Giffen: Yeah, we added in the Injustice League because I thought those characters were really cool and wanted to revisit them.

Nrama: What Justice League characters are the focus?

DeMatteis: It's the classic team. Fire and Ice. Beetle and Booster. Max and Oberon. J'onn and Guy. If you're looking for any kind of character growth from these guys, look elsewhere. It's the usual idiocy and mayhem.

Giffen: If people are huge fans, it's the JLI they know and love. You'll recognize it right away.

Nrama: How has it been revisiting the old gang, and in the old style?

DeMatteis: It doesn't feel like the "old"'s just our style. And since Keith and I have been continuing to work together, most recently on Metal Men and Booster Gold, there's no nostalgia involved. We're just doing that thing we do.

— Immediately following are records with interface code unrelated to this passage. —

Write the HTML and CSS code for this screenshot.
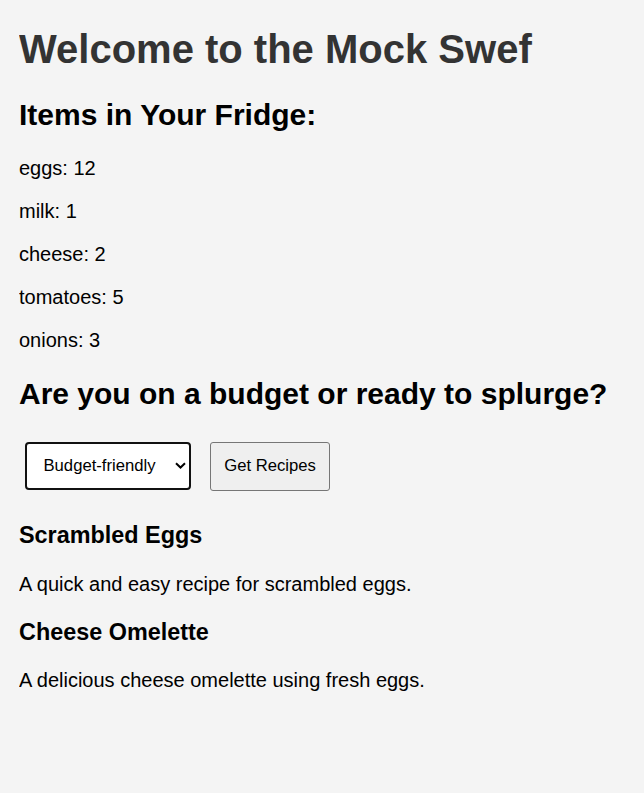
FILE: index.html
```html
<!DOCTYPE html>
<html lang="en">
<head>
<meta charset="utf-8">
<title>Mock Swef</title>
<link rel="stylesheet" href="styles.css">
</head>
<body>
<h1 class="title">Welcome to the Mock Swef</h1>
<h2 class="section">Items in Your Fridge:</h2>
<div class="fridge">
  <p class="item">eggs: 12</p>
  <p class="item">milk: 1</p>
  <p class="item">cheese: 2</p>
  <p class="item">tomatoes: 5</p>
  <p class="item">onions: 3</p>
</div>
<h2 class="section">Are you on a budget or ready to splurge?</h2>
<div class="controls">
  <span class="select-wrap">
    <select class="budget">
      <option>Budget-friendly</option>
      <option>Splurge</option>
    </select>
    <svg class="chevron" width="11" height="7" viewBox="0 0 11 7" aria-hidden="true"><path d="M1 1.2 L5.5 5.5 L10 1.2" fill="none" stroke="#000" stroke-width="2"/></svg>
  </span>
  <button class="get-btn" type="button">Get Recipes</button>
</div>
<div class="recipes">
  <div class="recipe">
    <h3 class="recipe-name">Scrambled Eggs</h3>
    <p class="recipe-desc">A quick and easy recipe for scrambled eggs.</p>
  </div>
  <div class="recipe">
    <h3 class="recipe-name">Cheese Omelette</h3>
    <p class="recipe-desc">A delicious cheese omelette using fresh eggs.</p>
  </div>
</div>
</body>
</html>
```
FILE: styles.css
```css
html {
  background: #f4f4f4;
}
body {
  margin: 0 20px 20px 19px;
  padding-top: 0.1px;
  font-family: Arial, "Liberation Sans", sans-serif;
  font-size: 20px;
  color: #000;
  background: #f4f4f4;
}
.title {
  font-size: 40px;
  font-weight: bold;
  color: #333;
  margin: 26.7px 0;
}
.section {
  font-size: 30px;
  font-weight: bold;
  margin: 24.9px 0;
}
.item {
  margin: 20px 0;
}
.controls {
  display: flex;
  align-items: flex-start;
  gap: 18.3px;
  padding: 6px 6px 8px;
}
.select-wrap {
  position: relative;
  display: block;
}
.budget {
  -webkit-appearance: none;
  appearance: none;
  display: block;
  font-family: Arial, "Liberation Sans", sans-serif;
  font-size: 16.67px;
  color: #000;
  background: #fff;
  border: 2px solid #111;
  border-radius: 4px;
  width: 166.4px;
  height: 47.4px;
  padding: 0 10px 0 16.5px;
  margin: 0;
}
.chevron {
  position: absolute;
  left: 150px;
  top: 20px;
  pointer-events: none;
}
.get-btn {
  font-family: Arial, "Liberation Sans", sans-serif;
  font-size: 16.67px;
  color: #000;
  background: #efefef;
  border: 1px solid #767676;
  border-radius: 3px;
  width: 120.7px;
  height: 48.7px;
  padding: 0;
  margin: 0;
}
.recipe-name {
  font-size: 23.4px;
  font-weight: bold;
  margin: 23.4px 0;
}
.recipe-desc {
  margin: 20px 0;
}
```
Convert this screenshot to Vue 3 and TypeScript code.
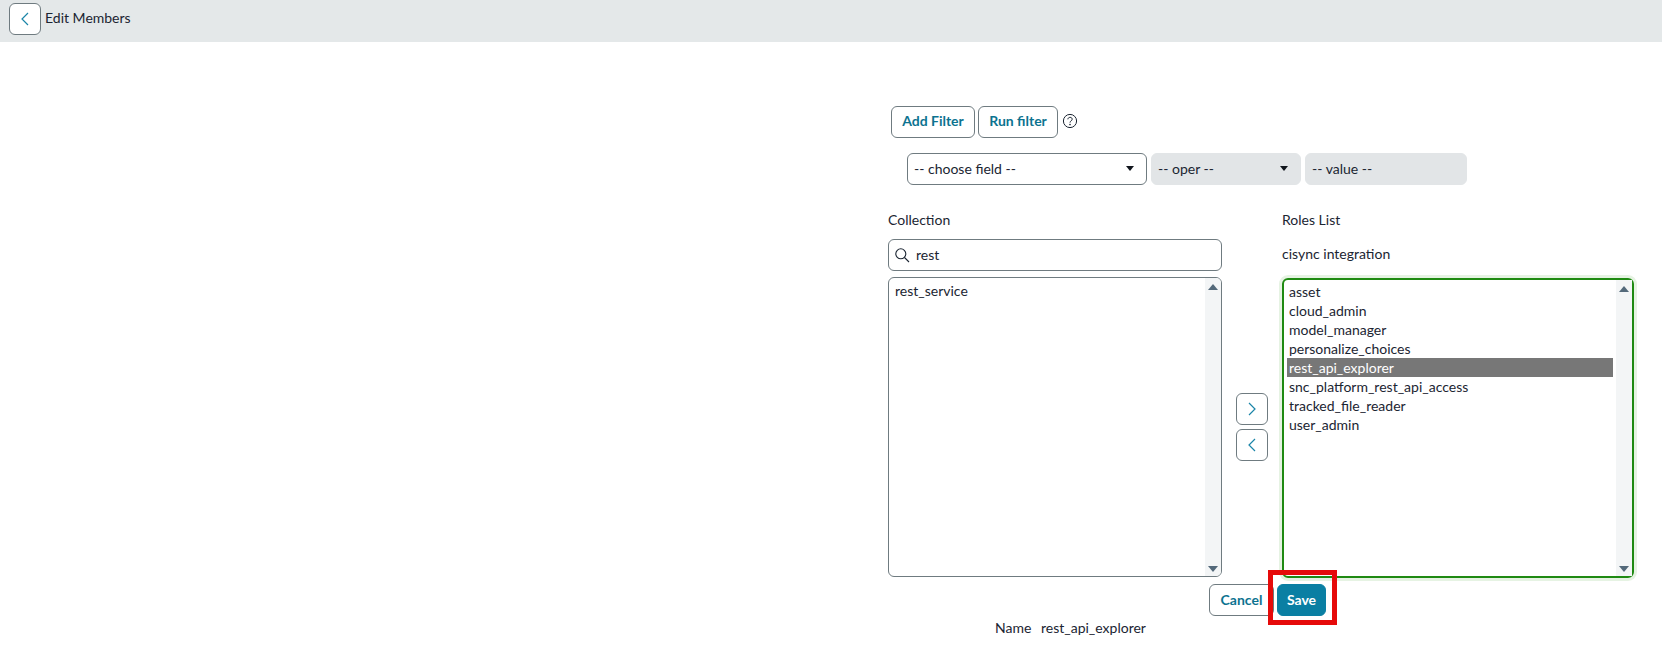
<script setup lang="ts">
const collection = ['rest_service']
const roles = [
  'asset',
  'cloud_admin',
  'model_manager',
  'personalize_choices',
  'rest_api_explorer',
  'snc_platform_rest_api_access',
  'tracked_file_reader',
  'user_admin',
]
const selectedRole = 'rest_api_explorer'
</script>

<template>
  <div class="page">
    <header class="topbar">
      <button class="icon-btn back" aria-label="Back">
        <svg width="12" height="16" viewBox="0 0 12 16"><path d="M9 2 L3 8 L9 14" /></svg>
      </button>
      <span class="title">Edit Members</span>
    </header>

    <main class="content">
      <div class="filter-actions">
        <button class="btn">Add Filter</button>
        <button class="btn run">Run filter</button>
        <svg class="help" width="16" height="16" viewBox="0 0 16 16">
          <circle cx="8" cy="8" r="6.6" />
          <path d="M5.9 6.3 C5.9 3.7 10.2 3.7 10.2 6.2 C10.2 7.9 8 7.8 8 9.6" />
          <circle class="dot" cx="8" cy="11.6" r="0.8" />
        </svg>
      </div>

      <div class="filter-fields">
        <div class="field choose">
          <span>-- choose field --</span>
          <i class="caret"></i>
        </div>
        <div class="field oper disabled">
          <span>-- oper --</span>
          <i class="caret"></i>
        </div>
        <div class="field value disabled">
          <span>-- value --</span>
        </div>
      </div>

      <div class="slush">
        <div class="label">Collection</div>
        <div class="spacer"></div>
        <div class="label">Roles List</div>

        <div class="search">
          <svg width="16" height="16" viewBox="0 0 16 16">
            <circle cx="6.8" cy="6.8" r="5" />
            <path d="M10.5 10.5 L15 15" />
          </svg>
          <input value="rest" />
        </div>
        <div class="spacer"></div>
        <div class="sub-label">cisync integration</div>

        <div class="listbox">
          <ul>
            <li v-for="item in collection" :key="item">{{ item }}</li>
          </ul>
          <div class="scroll">
            <i class="arrow up"></i>
            <i class="arrow down"></i>
          </div>
        </div>

        <div class="move">
          <button class="icon-btn" aria-label="Add">
            <svg width="12" height="16" viewBox="0 0 12 16"><path d="M3 2 L9 8 L3 14" /></svg>
          </button>
          <button class="icon-btn" aria-label="Remove">
            <svg width="12" height="16" viewBox="0 0 12 16"><path d="M9 2 L3 8 L9 14" /></svg>
          </button>
        </div>

        <div class="listbox focused">
          <ul>
            <li v-for="role in roles" :key="role" :class="{ selected: role === selectedRole }">{{ role }}</li>
          </ul>
          <div class="scroll">
            <i class="arrow up"></i>
            <i class="arrow down"></i>
          </div>
        </div>
      </div>

      <div class="form-actions">
        <button class="btn">Cancel</button>
        <div class="save-wrap">
          <button class="btn primary">Save</button>
          <div class="highlight"></div>
        </div>
      </div>

      <div class="name-row">
        <span class="name-label">Name</span>
        <span>rest_api_explorer</span>
      </div>
    </main>
  </div>
</template>

<style>
body {
  background: #fff;
}
</style>

<style scoped>
.page {
  font-family: Lato, "Open Sans", sans-serif;
  font-size: 14px;
  color: #1b2532;
  min-height: 654px;
  background: #fff;
}

.topbar {
  height: 42px;
  box-sizing: border-box;
  background: #e4e8e9;
  display: flex;
  align-items: flex-start;
  padding: 3px 0 0 9px;
}
.title {
  margin-left: 4px;
  line-height: 32px;
  margin-top: -1px;
}

button {
  font-family: inherit;
  cursor: pointer;
}

.icon-btn {
  width: 32px;
  height: 32px;
  padding: 0;
  box-sizing: border-box;
  background: #fff;
  border: 1px solid #6f7b80;
  border-radius: 6px;
  display: flex;
  align-items: center;
  justify-content: center;
}
.icon-btn svg path {
  fill: none;
  stroke: #1a85a8;
  stroke-width: 1.2;
}

.content {
  padding: 64px 0 0 888px;
}

.filter-actions {
  display: flex;
  align-items: center;
  margin-left: 3px;
  height: 32px;
}
.btn {
  height: 32px;
  box-sizing: border-box;
  padding: 0 10px 2px;
  background: #fff;
  color: #0c7390;
  font-size: 14px;
  font-weight: 700;
  border: 1px solid #6f7b80;
  border-radius: 6px;
}
.filter-actions .btn {
  width: 84px;
  padding-bottom: 4px;
}
.filter-actions .run {
  width: 80px;
  margin-left: 3px;
}
.help {
  margin: 0 0 2px 4px;
}
.help circle,
.help path {
  fill: none;
  stroke: #1b2532;
  stroke-width: 1;
}
.help .dot {
  fill: #1b2532;
  stroke: none;
}

.filter-fields {
  display: flex;
  gap: 4px;
  margin: 15px 0 0 19px;
}
.field {
  height: 32px;
  box-sizing: border-box;
  border: 1px solid #6f7b80;
  border-radius: 6px;
  padding: 0 12px 1px 6px;
  display: flex;
  align-items: center;
  justify-content: space-between;
  background: #fff;
}
.field.choose {
  width: 240px;
}
.field.oper {
  width: 150px;
}
.field.value {
  width: 162px;
}
.field.disabled {
  background: #e2e5e7;
  border-color: #e2e5e7;
}
.caret {
  width: 0;
  height: 0;
  border-left: 4.5px solid transparent;
  border-right: 4.5px solid transparent;
  border-top: 5px solid #10151c;
}

.slush {
  display: grid;
  grid-template-columns: 334px 60px 352px;
  grid-template-rows: 18px 42px 307px;
  margin-top: 26px;
}
.label {
  line-height: 18px;
}
.search {
  margin-top: 10px;
  height: 32px;
  box-sizing: border-box;
  border: 1px solid #6f7b80;
  border-radius: 6px;
  display: flex;
  align-items: center;
  padding-left: 5px;
}
.search svg circle,
.search svg path {
  fill: none;
  stroke: #1b2532;
  stroke-width: 1.1;
}
.search input {
  border: 0;
  outline: 0;
  flex: 1;
  min-width: 0;
  margin: 0 0 2px 6px;
  padding: 1px 0;
  font: inherit;
  color: inherit;
  background: transparent;
}
.sub-label {
  margin-top: 9px;
  line-height: 32px;
}

.listbox {
  height: 300px;
  margin-top: 6px;
  box-sizing: border-box;
  border: 1px solid #6f7b80;
  border-radius: 6px;
  display: flex;
  overflow: hidden;
}
.listbox.focused {
  margin-top: 7px;
  border: 2px solid #1f8a12;
  box-shadow: 0 0 0 3px #e6f3e3;
  overflow: visible;
}
.listbox ul {
  flex: 1;
  margin: 0;
  padding: 3px 5px;
  list-style: none;
  line-height: 19px;
}
.listbox.focused ul {
  padding: 2px 3px 2px 3px;
}
.listbox li {
  padding-left: 1px;
}
.listbox.focused li {
  padding-left: 2px;
}
.listbox li.selected {
  background: #777;
  color: #fff;
}
.scroll {
  width: 16px;
  background: #f3f5f6;
  display: flex;
  flex-direction: column;
  justify-content: space-between;
  align-items: center;
  padding: 6px 0 4px;
}
.arrow {
  width: 0;
  height: 0;
  border-left: 5px solid transparent;
  border-right: 5px solid transparent;
}
.arrow.up {
  border-bottom: 6px solid #53697a;
}
.arrow.down {
  border-top: 6px solid #53697a;
}

.move {
  display: flex;
  flex-direction: column;
  justify-content: center;
  gap: 4px;
  padding: 4px 0 0 14px;
}

.form-actions {
  display: flex;
  margin: 6px 0 0 321px;
}
.form-actions .btn {
  width: 65px;
  padding: 0 0 2px;
}
.save-wrap {
  position: relative;
  margin-left: 3px;
}
.form-actions .primary {
  width: 49px;
  background: #0a7fa3;
  border-color: #0a7fa3;
  color: #fff;
}
.highlight {
  position: absolute;
  left: -9px;
  right: -11px;
  top: -14px;
  bottom: -9px;
  border: 5px solid #e60a0a;
  pointer-events: none;
}

.name-row {
  margin: 3px 0 0 107px;
  line-height: 18px;
  display: flex;
}
.name-label {
  width: 46px;
}
</style>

Giffen: While it was fun to do and I'm looking forward to seeing the end result, it's something that, had they not approached us and asked if we wanted to do this, we'd never have approached them. We've moved on. It was fun to go back, but in the back of my mind, I kept hearing, in my mind, that line from Al Pacino in Godfather III: "Just when I thought I was out, they pull me back in again!"

I don't want to sound like I'm sour or under duress. It was fun to do and I love working with these guys, but I want to move on.

Nrama: Will we see other projects from the two of you?

DeMatteis: There's nothing definitive in the works, but we enjoy working together so much, and we've been doing it for so long, that I certainly don't see any reason to stop now.

Giffen: I hope so. I don't think we'll not work together, at some capacity down the line. I don't know what we'll do. But if this JLI Retro sells well enough, DC's going to approach us and do something else together. You know? If a book sells well, then you want to keep using those creators.

DeMatteis: Maybe a G'nort monthly...?

Giffen: ...

DeMatteis: Or maybe not.

Nrama: Anything else you want to tell fans about this DC Retroactive project?

DeMatteis: Aside from the fact that G'nort's not in it? Just that we had a great time doing it and that we will never, ever write the JLI again.

Y'know, unless someone waves a very big check in our faces.